O contrasenso aparece logo bem à frente dos nossos olhos – iniciar uma carreira com um disco de seu nome Closing Time mostra-nos que não estamos perante um comum mortal.
Antes de mais, queria partilhar que, não sendo um fã acérrimo de Waits (ainda tenho vários discos seus por desbravar, o que se por um lado é uma vergonha, por outro é aliciante ter obra por conhecer), tenho a perfeita consciência do seu brilhantismo. Thomas Alan Waits é, inquestionavelmente e simplesmente, um dos grandes cantautores que o século XX viu nascer, dispensando quaisquer outros adjectivos.

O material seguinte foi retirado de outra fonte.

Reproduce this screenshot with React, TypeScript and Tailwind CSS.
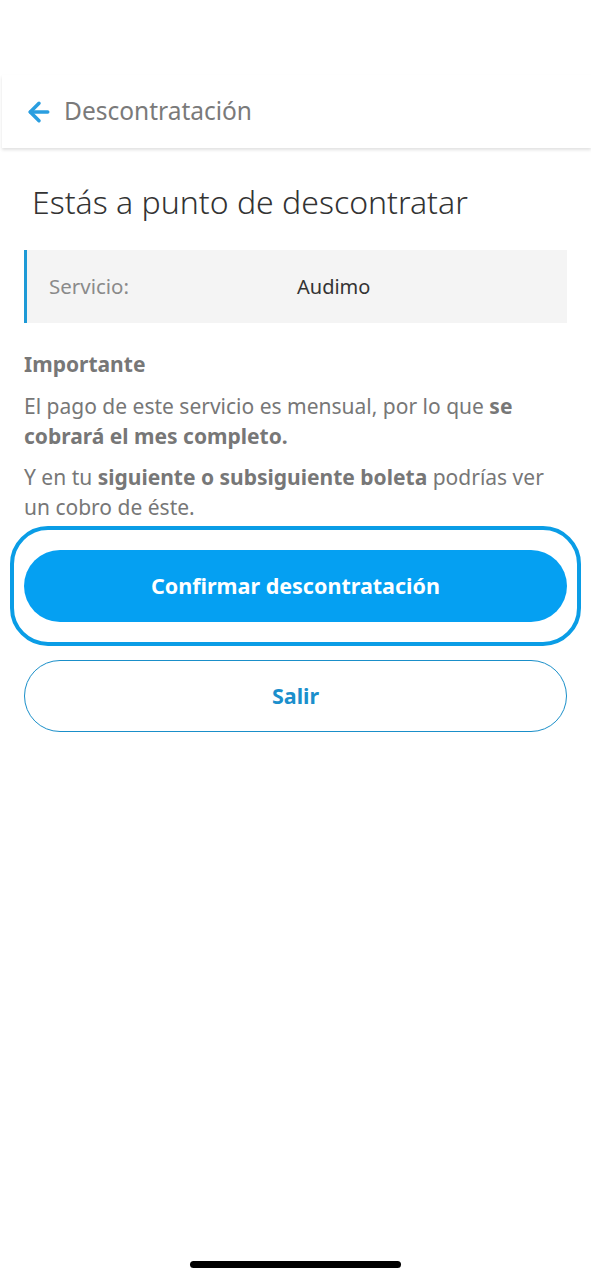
import { ArrowLeft } from 'lucide-react';

export default function App() {
    return (
        <div className="min-h-[1280px] w-full bg-white relative font-['Noto_Sans',sans-serif]">
            <div className="pt-[75px]">
                <div className="ml-[2px] h-[73px] bg-white flex items-center pl-[22px] shadow-[0_2px_3px_rgba(0,0,0,0.12)]">
                    <ArrowLeft className="h-[30px] w-[30px] text-[#2a9ee0]" strokeWidth={2.8} />
                    <span className="ml-[10px] text-[24.5px] text-[#7a7a7a]">Descontratación</span>
                </div>
            </div>

            <div className="px-[24px]">
                <h1 className="mt-[32px] ml-[8px] text-[32px] font-light text-[#333] leading-[44px]">
                    Estás a punto de descontratar
                </h1>

                <div className="mt-[26px] h-[73px] bg-[#f4f4f4] border-l-[3px] border-[#1e9ad6] flex items-center">
                    <span className="ml-[22px] w-[248px] text-[20.5px] text-[#8a8a8a]">Servicio:</span>
                    <span className="text-[20px] text-[#333]">Audimo</span>
                </div>

                <div className="mt-[26px] text-[#777]">
                    <p className="text-[21px] font-bold leading-[30px]">Importante</p>
                    <p className="mt-[12px] text-[21px] leading-[30px] pr-[8px]">
                        El pago de este servicio es mensual, por lo que <b>se cobrará el mes completo.</b>
                    </p>
                    <p className="mt-[11px] text-[21px] leading-[30px] pr-[8px]">
                        Y en tu <b>siguiente o subsiguiente boleta</b> podrías ver un cobro de éste.
                    </p>
                </div>
            </div>

            <div className="mt-[4px] mx-[10px] rounded-[38px] border-[4px] border-[#0a9de6] px-[10px] py-[20px]">
                <button className="w-full h-[72px] rounded-full bg-[#05a0f2] text-white text-[21.5px] font-bold">
                    Confirmar descontratación
                </button>
            </div>

            <div className="px-[24px] mt-[14px]">
                <button className="w-full h-[72px] rounded-full border border-[#1a8fc9] text-[#1b8fcc] text-[21.5px] font-bold bg-white">
                    Salir
                </button>
            </div>

            <div className="absolute left-[190px] top-[1261px] w-[211px] h-[7px] rounded-full bg-black" />
        </div>
    );
}
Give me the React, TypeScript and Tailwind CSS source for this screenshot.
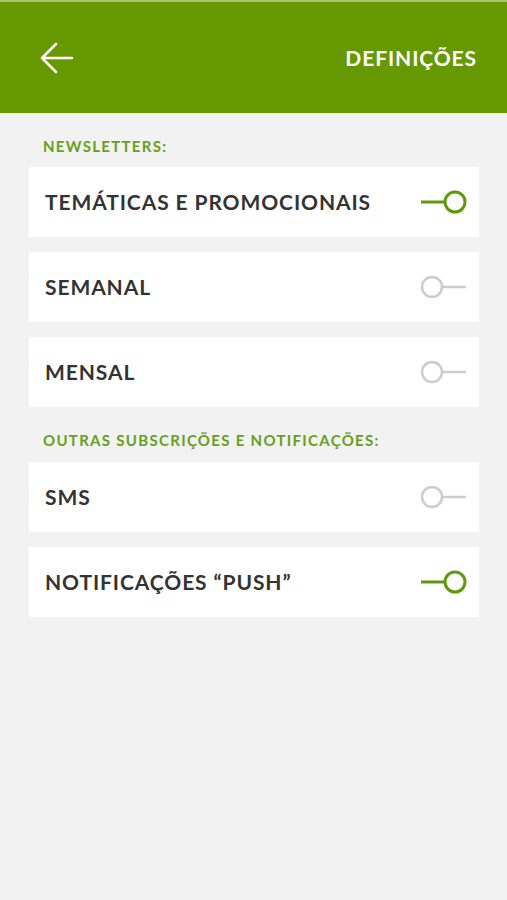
const ToggleOn = () => (
  <svg width="48" height="26" viewBox="0 0 48 26" className="shrink-0">
    <line x1="0" y1="13" x2="24" y2="13" stroke="#5f9a0e" strokeWidth="3" />
    <circle cx="34" cy="13" r="10" fill="none" stroke="#5f9a0e" strokeWidth="3" />
  </svg>
);

const ToggleOff = () => (
  <svg width="48" height="26" viewBox="0 0 48 26" className="shrink-0">
    <circle cx="11" cy="13" r="10" fill="none" stroke="#cccccc" strokeWidth="2.5" />
    <line x1="21" y1="13" x2="45" y2="13" stroke="#cccccc" strokeWidth="2.5" />
  </svg>
);

function Row({ label, on }: { label: string; on: boolean }) {
  return (
    <div className="flex h-[70px] items-center justify-between bg-white pl-4 pr-[10px]">
      <span className="text-[21px] font-bold tracking-[0.9px] text-[#333333]">{label}</span>
      {on ? <ToggleOn /> : <ToggleOff />}
    </div>
  );
}

export default function App() {
  return (
    <div
      className="min-h-[900px] w-full bg-[#f2f2f2]"
      style={{ fontFamily: "Lato, 'Noto Sans', sans-serif" }}
    >
      <div className="h-[2px] bg-[#a8c46f]" />
      <div className="flex h-[111px] items-center justify-between bg-[#669900] pl-[40px] pr-[30px]">
        <svg width="34" height="34" viewBox="0 0 34 34">
          <path d="M32 17H3M16 3L2 17l14 14" fill="none" stroke="white" strokeWidth="2.5" strokeLinecap="round" strokeLinejoin="round" />
        </svg>
        <span className="text-[21px] font-bold tracking-[0.9px] text-white">DEFINIÇÕES</span>
      </div>
      <div className="flex flex-col px-[29px] pr-[28px]">
        <div className="pb-[9px] pl-[14px] pt-[22px] text-[15px] font-bold tracking-[1.3px] text-[#66a01c]">
          NEWSLETTERS:
        </div>
        <div className="flex flex-col gap-[15px]">
          <Row label="TEMÁTICAS E PROMOCIONAIS" on />
          <Row label="SEMANAL" on={false} />
          <Row label="MENSAL" on={false} />
        </div>
        <div className="pb-[11px] pl-[14px] pt-[22px] text-[15px] font-bold tracking-[1.3px] text-[#66a01c]">
          OUTRAS SUBSCRIÇÕES E NOTIFICAÇÕES:
        </div>
        <div className="flex flex-col gap-[15px]">
          <Row label="SMS" on={false} />
          <Row label="NOTIFICAÇÕES “PUSH”" on />
        </div>
      </div>
    </div>
  );
}
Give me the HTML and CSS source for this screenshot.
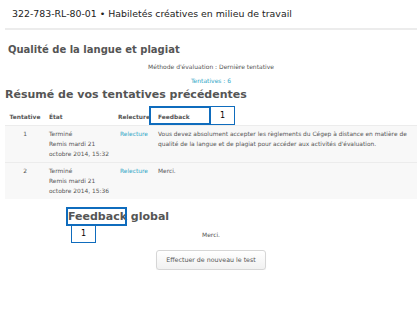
FILE: index.html
```html
<!DOCTYPE html>
<html lang="fr">
<head>
    <meta charset="UTF-8">
    <title>Résumé de vos tentatives</title>
    <link rel="stylesheet" href="styles.css">
</head>
<body>
    <div class="course-header">
        <h1>322-783-RL-80-01 &bull; Habiletés créatives en milieu de travail</h1>
    </div>

    <div class="quiz-main">
        <h2 class="quiz-title">Qualité de la langue et plagiat</h2>
        <p class="quiz-info">Méthode d'évaluation : Dernière tentative</p>
        <p class="quiz-info"><a href="#">Tentatives : 6</a></p>

        <h3 class="summary-title">Résumé de vos tentatives précédentes</h3>
        <table class="attempts">
            <thead>
                <tr>
                    <th class="col-num">Tentative</th>
                    <th class="col-state">État</th>
                    <th class="col-review">Relecture</th>
                    <th class="col-feedback">Feedback</th>
                </tr>
            </thead>
            <tbody>
                <tr>
                    <td class="col-num">1</td>
                    <td class="col-state">Terminé<br>Remis mardi 21<br>octobre 2014, 15:32</td>
                    <td class="col-review"><a href="#">Relecture</a></td>
                    <td class="col-feedback">Vous devez absolument accepter les règlements du Cégep à distance en matière de qualité de la langue et de plagiat pour accéder aux activités d'évaluation.</td>
                </tr>
                <tr>
                    <td class="col-num">2</td>
                    <td class="col-state">Terminé<br>Remis mardi 21<br>octobre 2014, 15:36</td>
                    <td class="col-review"><a href="#">Relecture</a></td>
                    <td class="col-feedback">Merci.</td>
                </tr>
            </tbody>
        </table>

        <h3 class="overall-title">Feedback global</h3>
        <p class="overall-text">Merci.</p>

        <div class="actions">
            <button type="button" class="btn">Effectuer de nouveau le test</button>
        </div>
    </div>

    <!-- annotation markers -->
    <div class="mark mark-head"></div>
    <div class="mark-label label-head">1</div>
    <div class="mark mark-global"></div>
    <div class="mark-label label-global">1</div>
</body>
</html>
```

FILE: styles.css
```css
* {
    margin: 0;
    padding: 0;
    box-sizing: border-box;
}

:root {
    --text: #555;
    --link: #2fa6c6;
    --row-bg: #f8f8f8;
    --line: #ececec;
    --mark: #0f6cbd;
}

body {
    position: relative;
    font-family: 'DejaVu Sans', Verdana, sans-serif;
    color: var(--text);
    background: #fff;
}

a {
    color: var(--link);
    text-decoration: none;
}

.course-header {
    margin-left: 5px;
    padding: 8px 7px 8px;
    border-bottom: 2px solid var(--line);
}

.course-header h1 {
    font-size: 9.4px;
    font-weight: normal;
    line-height: 12px;
    color: #222;
}

.quiz-main {
    padding: 0 0 0 5px;
}

.quiz-title {
    font-size: 10px;
    line-height: 14px;
    margin: 13px 0 0 3px;
}

.quiz-info {
    font-size: 6px;
    line-height: 8px;
    text-align: center;
    margin-top: 6px;
}

.summary-title {
    font-size: 11px;
    line-height: 14px;
    margin-top: 3px;
}

.attempts {
    width: 100%;
    border-collapse: collapse;
    margin-top: 4px;
    font-size: 5.9px;
}

.attempts th {
    font-weight: bold;
    line-height: 10px;
    padding: 6px 4px 3px;
    text-align: left;
    border-bottom: 1px solid var(--line);
}

.attempts td {
    line-height: 10px;
    padding: 3px 4px 3px;
    vertical-align: top;
    text-align: left;
    background: var(--row-bg);
    border-bottom: 1px solid var(--line);
}

.attempts tr:last-child td {
    border-bottom: none;
}

.attempts .col-num {
    width: 40px;
    text-align: center;
}

.attempts .col-state {
    width: 69px;
}

.attempts .col-review {
    width: 40px;
    text-align: center;
}

.overall-title {
    font-size: 11px;
    line-height: 14px;
    margin: 11px 0 0 63px;
}

.overall-text {
    font-size: 6px;
    line-height: 8px;
    text-align: center;
    margin-top: 7px;
}

.actions {
    text-align: center;
    margin-top: 8px;
}

.btn {
    font-family: inherit;
    font-size: 6.3px;
    color: #555;
    padding: 0 9px;
    height: 20px;
    background: linear-gradient(#fff, #f1f1f1);
    border: 1px solid #d6d6d6;
    border-radius: 3px;
    box-shadow: 0 1px 1px rgba(0, 0, 0, 0.06);
}

.mark {
    position: absolute;
    border: 2px solid var(--mark);
}

.mark-label {
    position: absolute;
    width: 25px;
    height: 18px;
    border: 1px solid var(--mark);
    background: #fff;
    color: #000;
    font-size: 8px;
    line-height: 16px;
    text-align: center;
}

.mark-head {
    left: 149px;
    top: 106px;
    width: 62px;
    height: 19px;
}

.label-head {
    left: 210px;
    top: 106px;
    height: 19px;
    line-height: 17px;
}

.mark-global {
    left: 66px;
    top: 207px;
    width: 61px;
    height: 19px;
}

.label-global {
    left: 71px;
    top: 225px;
}
```
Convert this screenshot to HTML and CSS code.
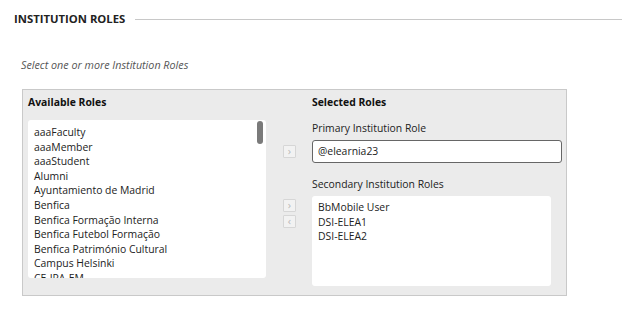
FILE: index.html
```html
<!DOCTYPE html>
<html lang="en">
<head>
<meta charset="utf-8">
<title>Institution Roles</title>
<link rel="stylesheet" href="styles.css">
</head>
<body>
<section class="roles">
  <h2 class="section-header"><span>INSTITUTION ROLES</span><span class="rule"></span></h2>
  <p class="instructions">Select one or more Institution Roles</p>
  <div class="picker">
    <div class="available">
      <div class="col-title">Available Roles</div>
      <div class="listbox">
        <ul class="items">
          <li>aaaFaculty</li>
          <li>aaaMember</li>
          <li>aaaStudent</li>
          <li>Alumni</li>
          <li>Ayuntamiento de Madrid</li>
          <li>Benfica</li>
          <li>Benfica Formação Interna</li>
          <li>Benfica Futebol Formação</li>
          <li>Benfica Património Cultural</li>
          <li>Campus Helsinki</li>
          <li>CE-IPA-EM</li>
        </ul>
        <span class="thumb"></span>
      </div>
    </div>
    <div class="selected">
      <div class="col-title indent">Selected Roles</div>
      <div class="field-label indent primary-label">Primary Institution Role</div>
      <div class="row center">
        <div class="movers"><span class="mv">&#x203A;</span></div>
        <div class="input">@elearnia23</div>
      </div>
      <div class="field-label indent secondary-label">Secondary Institution Roles</div>
      <div class="row">
        <div class="movers stack"><span class="mv">&#x203A;</span><span class="mv">&#x2039;</span></div>
        <ul class="items secondary-list">
          <li>BbMobile User</li>
          <li>DSI-ELEA1</li>
          <li>DSI-ELEA2</li>
        </ul>
      </div>
    </div>
  </div>
</section>
</body>
</html>
```

FILE: styles.css
```css
* { box-sizing: border-box; }
html, body { margin: 0; padding: 0; background: #fff; }
body {
  font-family: "Open Sans", "Noto Sans", sans-serif;
  font-size: 10.4px;
  color: #222;
}
.section-header {
  margin: 0;
  padding: 11px 0 0 14px;
  display: flex;
  align-items: center;
  gap: 10px;
  font-size: 11.3px;
  font-weight: 700;
  color: #222;
  line-height: 16px;
}
.section-header .rule {
  flex: 1;
  height: 1px;
  background: #c8c8c8;
}
.instructions {
  margin: 30px 0 0 21px;
  font-style: italic;
  color: #555;
  line-height: 16px;
  font-size: 10.75px;
}
.picker {
  margin: 16px 0 0 22px;
  width: 545px;
  height: 207px;
  border: 1px solid #c9c9c9;
  background: #ebebeb;
  display: flex;
  padding: 5px 0 0 5px;
}
.available { width: 238px; }
.col-title {
  font-weight: 700;
  line-height: 15px;
  color: #111;
}
.listbox {
  position: relative;
  margin-top: 10px;
  height: 158px;
  background: #fff;
  border-radius: 3px;
  overflow: hidden;
}
.items {
  list-style: none;
  margin: 0;
  padding: 5px 0 0 6px;
  line-height: 14.6px;
}
.thumb {
  position: absolute;
  top: 1px;
  right: 3px;
  width: 6px;
  height: 23px;
  border-radius: 3px;
  background: #7a7a7a;
}
.selected { flex: 1; }
.indent { padding-left: 46px; }
.field-label { line-height: 15px; color: #222; }
.primary-label { margin-top: 11px; }
.secondary-label { margin-top: 14px; }
.row { display: flex; margin-top: 4px; }
.row.center { align-items: center; }
.movers {
  width: 46px;
  padding-left: 17px;
  display: flex;
  flex-direction: column;
  gap: 3px;
}
.movers.stack { padding-top: 3px; }
.mv {
  width: 13px;
  height: 13px;
  border: 1px solid #d6d6d6;
  background: #f2f2f2;
  color: #b8b8b8;
  font-size: 11px;
  line-height: 10px;
  text-align: center;
  border-radius: 1px;
}
.input {
  width: 250px;
  height: 23px;
  border: 1px solid #666;
  border-radius: 3px;
  background: #fff;
  padding-left: 5px;
  line-height: 21px;
}
.secondary-list {
  width: 239px;
  height: 90px;
  background: #fff;
  border-radius: 3px;
  padding-top: 4px;
}
```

E tudo começou em Março de 1973, há 50 anos da data em que vos escrevo este artigo, com o lançamento de Closing Time, que permanece um disco ao qual sempre podemos voltar para nos dar conforto e bem-estar.
Numa altura de grande impulsão da folk, era por aí que o produtor do disco (Jerry Yester, ex-Lovin’ Spoonful) queria que a sonoridade fosse. No entanto, Waits queria dar-lhe um lado mais jazzy e não terá sido fácil encontrar o equilíbrio entre essas duas correntes de pensamento. Aparentemente, nenhum dos dois ficou totalmente satisfeito com o produto final, e quiçá por isso o álbum não foi muito bem recebido na altura do seu lançamento, pela Asylum Records. Na verdade, o que fez as pessoas descobrirem Waits foram as versões que outros autores fizeram das suas músicas, neste caso Tim Buckley com “Martha” e os Eagles com “Ol’55” (“I hate the fucking eagles man!).
Há em Closing Time ecos bem visíveis da vida entre palcos de clubes, pianos e balcões de bares que eram o cenário normal das noites do jovem Waits, então com 23 anos, e é este o ambiente que nos domina ao escutarmos o disco, salas cheias de fumo, um tipo para ali a cantar ao piano as suas dores de alma e conversas à volta, copos a tilintar, piadas a serem contadas. Heresia pura de quem não dava a devida atenção ao senhor, já que as suas histórias eram riquíssimas, com personagens cativantes e narrativas profundas.
Estão, neste disco, algumas das canções mais compostas de Waits, das que mais se aproximam das formas e estruturas populares, já que posteriormente optou por experimentar novos caminhos. “I Hope That I Don’t Fall in Love With You”, por exemplo, é uma ode às oportunidades perdidas – Waits nunca sai do seu banquinho para contar a história de dois estranhos que nunca se tornaram nada mais do que isso. Delicada, mostrando-nos o lado do pobre solitário, a música é um primeiro vislumbre desse ambiente de bar que descrevemos mais acima. “Martha” é um poema ao amor que já lá vai, ou será que ainda não foi? “Ice Cream Man” é a mais mexida e jazzy do álbum, e ao mesmo tempo uma doce lembrança da infância.
Pode ter vendido pouco, mas Closing Time revela um artista que obviamente era mais do que apenas outro cantor e compositor californiano. Continuamos, após 50 anos, a deixar-nos deslumbrar com Waits.